_Given problem_
In the material below, the lines containing the word "this" are required; copy each of them.

_Data lines_
[START]

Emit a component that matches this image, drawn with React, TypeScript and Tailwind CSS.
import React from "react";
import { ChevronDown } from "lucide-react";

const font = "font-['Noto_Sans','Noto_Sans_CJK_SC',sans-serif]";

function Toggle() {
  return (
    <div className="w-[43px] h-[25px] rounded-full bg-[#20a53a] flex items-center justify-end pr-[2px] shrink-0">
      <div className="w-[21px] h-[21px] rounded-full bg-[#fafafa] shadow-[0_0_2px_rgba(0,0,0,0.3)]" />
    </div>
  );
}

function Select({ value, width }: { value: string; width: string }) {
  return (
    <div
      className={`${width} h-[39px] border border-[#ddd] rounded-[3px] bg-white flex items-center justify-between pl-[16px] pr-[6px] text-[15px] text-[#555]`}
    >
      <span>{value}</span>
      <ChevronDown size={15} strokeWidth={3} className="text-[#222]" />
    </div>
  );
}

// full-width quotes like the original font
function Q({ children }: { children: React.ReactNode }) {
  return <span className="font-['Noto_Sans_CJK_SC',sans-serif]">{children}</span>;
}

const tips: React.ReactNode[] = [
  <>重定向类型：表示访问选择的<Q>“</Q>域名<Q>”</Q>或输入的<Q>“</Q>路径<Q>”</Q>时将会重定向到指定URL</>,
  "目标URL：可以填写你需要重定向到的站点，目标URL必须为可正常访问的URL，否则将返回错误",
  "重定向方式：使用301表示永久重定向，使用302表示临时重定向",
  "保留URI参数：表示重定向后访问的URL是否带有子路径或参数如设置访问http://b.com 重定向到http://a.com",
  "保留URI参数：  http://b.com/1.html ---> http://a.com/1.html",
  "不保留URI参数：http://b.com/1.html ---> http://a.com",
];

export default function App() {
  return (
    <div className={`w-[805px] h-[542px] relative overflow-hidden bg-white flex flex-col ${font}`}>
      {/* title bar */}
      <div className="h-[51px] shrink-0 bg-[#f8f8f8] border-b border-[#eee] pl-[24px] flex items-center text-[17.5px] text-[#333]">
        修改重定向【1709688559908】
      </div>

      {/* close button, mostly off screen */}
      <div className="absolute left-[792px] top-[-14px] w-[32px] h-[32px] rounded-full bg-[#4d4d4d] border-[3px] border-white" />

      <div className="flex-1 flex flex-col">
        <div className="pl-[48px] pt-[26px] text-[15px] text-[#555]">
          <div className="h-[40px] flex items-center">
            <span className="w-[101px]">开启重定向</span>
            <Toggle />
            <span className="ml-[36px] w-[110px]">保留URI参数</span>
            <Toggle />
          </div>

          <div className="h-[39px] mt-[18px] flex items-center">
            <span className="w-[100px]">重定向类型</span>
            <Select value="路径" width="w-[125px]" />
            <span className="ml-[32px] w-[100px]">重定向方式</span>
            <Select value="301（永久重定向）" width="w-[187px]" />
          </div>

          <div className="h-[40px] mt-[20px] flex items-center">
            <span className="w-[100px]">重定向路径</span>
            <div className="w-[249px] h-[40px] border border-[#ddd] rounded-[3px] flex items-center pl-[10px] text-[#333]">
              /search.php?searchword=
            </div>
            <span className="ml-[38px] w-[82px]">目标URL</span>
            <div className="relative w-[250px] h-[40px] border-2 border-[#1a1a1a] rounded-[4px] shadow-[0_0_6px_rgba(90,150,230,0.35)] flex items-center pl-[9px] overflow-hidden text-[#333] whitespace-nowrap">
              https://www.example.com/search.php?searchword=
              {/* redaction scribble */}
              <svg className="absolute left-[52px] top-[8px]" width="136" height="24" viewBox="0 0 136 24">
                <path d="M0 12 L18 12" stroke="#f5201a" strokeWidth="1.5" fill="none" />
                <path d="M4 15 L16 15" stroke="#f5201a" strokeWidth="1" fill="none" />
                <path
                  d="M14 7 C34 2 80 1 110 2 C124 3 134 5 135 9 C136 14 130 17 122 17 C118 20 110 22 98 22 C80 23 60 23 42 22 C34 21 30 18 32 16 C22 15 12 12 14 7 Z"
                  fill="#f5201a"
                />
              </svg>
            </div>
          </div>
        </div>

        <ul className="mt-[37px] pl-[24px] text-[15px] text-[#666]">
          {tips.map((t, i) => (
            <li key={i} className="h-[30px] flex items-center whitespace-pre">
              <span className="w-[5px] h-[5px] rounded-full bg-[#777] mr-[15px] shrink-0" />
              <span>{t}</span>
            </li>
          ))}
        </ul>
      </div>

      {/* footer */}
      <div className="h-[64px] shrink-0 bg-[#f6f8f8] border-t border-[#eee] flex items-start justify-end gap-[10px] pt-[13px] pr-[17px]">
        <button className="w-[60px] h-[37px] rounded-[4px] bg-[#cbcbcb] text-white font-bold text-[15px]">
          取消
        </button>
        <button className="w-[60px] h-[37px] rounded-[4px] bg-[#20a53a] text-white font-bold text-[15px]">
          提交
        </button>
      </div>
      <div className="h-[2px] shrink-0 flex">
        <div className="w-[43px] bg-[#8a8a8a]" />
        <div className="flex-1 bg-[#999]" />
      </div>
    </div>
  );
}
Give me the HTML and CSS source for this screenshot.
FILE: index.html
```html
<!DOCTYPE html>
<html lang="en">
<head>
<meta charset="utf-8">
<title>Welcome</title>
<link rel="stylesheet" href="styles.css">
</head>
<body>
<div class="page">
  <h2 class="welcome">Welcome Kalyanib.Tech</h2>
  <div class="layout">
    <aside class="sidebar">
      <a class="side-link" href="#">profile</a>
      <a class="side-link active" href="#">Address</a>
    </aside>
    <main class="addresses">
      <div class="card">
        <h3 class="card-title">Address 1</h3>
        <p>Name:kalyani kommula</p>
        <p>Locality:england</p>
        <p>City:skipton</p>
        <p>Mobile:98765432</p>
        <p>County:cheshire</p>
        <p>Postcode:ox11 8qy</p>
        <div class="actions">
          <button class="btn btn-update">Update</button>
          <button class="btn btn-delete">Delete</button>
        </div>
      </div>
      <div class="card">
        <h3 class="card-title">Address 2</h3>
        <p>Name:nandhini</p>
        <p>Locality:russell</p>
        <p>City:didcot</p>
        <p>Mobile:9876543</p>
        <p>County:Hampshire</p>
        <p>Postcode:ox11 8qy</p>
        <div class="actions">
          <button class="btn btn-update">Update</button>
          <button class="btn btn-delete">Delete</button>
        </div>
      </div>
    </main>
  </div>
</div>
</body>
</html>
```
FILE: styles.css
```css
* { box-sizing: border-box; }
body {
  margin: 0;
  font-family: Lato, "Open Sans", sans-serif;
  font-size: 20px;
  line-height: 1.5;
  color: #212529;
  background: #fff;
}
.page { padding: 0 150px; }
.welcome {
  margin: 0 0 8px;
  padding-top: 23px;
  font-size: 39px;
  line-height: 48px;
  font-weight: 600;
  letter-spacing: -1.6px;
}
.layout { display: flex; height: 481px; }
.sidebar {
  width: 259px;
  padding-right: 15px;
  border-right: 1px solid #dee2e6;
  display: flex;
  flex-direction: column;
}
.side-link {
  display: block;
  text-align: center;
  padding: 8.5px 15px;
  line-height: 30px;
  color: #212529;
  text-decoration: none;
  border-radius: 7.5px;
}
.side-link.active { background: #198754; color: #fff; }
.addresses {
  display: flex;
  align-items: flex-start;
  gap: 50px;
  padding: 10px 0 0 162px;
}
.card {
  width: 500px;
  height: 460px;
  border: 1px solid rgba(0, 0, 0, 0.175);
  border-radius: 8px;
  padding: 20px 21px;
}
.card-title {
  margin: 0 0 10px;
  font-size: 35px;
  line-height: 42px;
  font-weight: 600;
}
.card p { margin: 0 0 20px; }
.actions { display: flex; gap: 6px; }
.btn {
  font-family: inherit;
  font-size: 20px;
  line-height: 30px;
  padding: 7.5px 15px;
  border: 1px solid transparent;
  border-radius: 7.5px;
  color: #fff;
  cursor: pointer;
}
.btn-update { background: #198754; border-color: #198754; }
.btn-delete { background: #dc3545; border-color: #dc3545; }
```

[END]

_Correct output_
Emit a component that matches this image, drawn with React, TypeScript and Tailwind CSS.
Give me the HTML and CSS source for this screenshot.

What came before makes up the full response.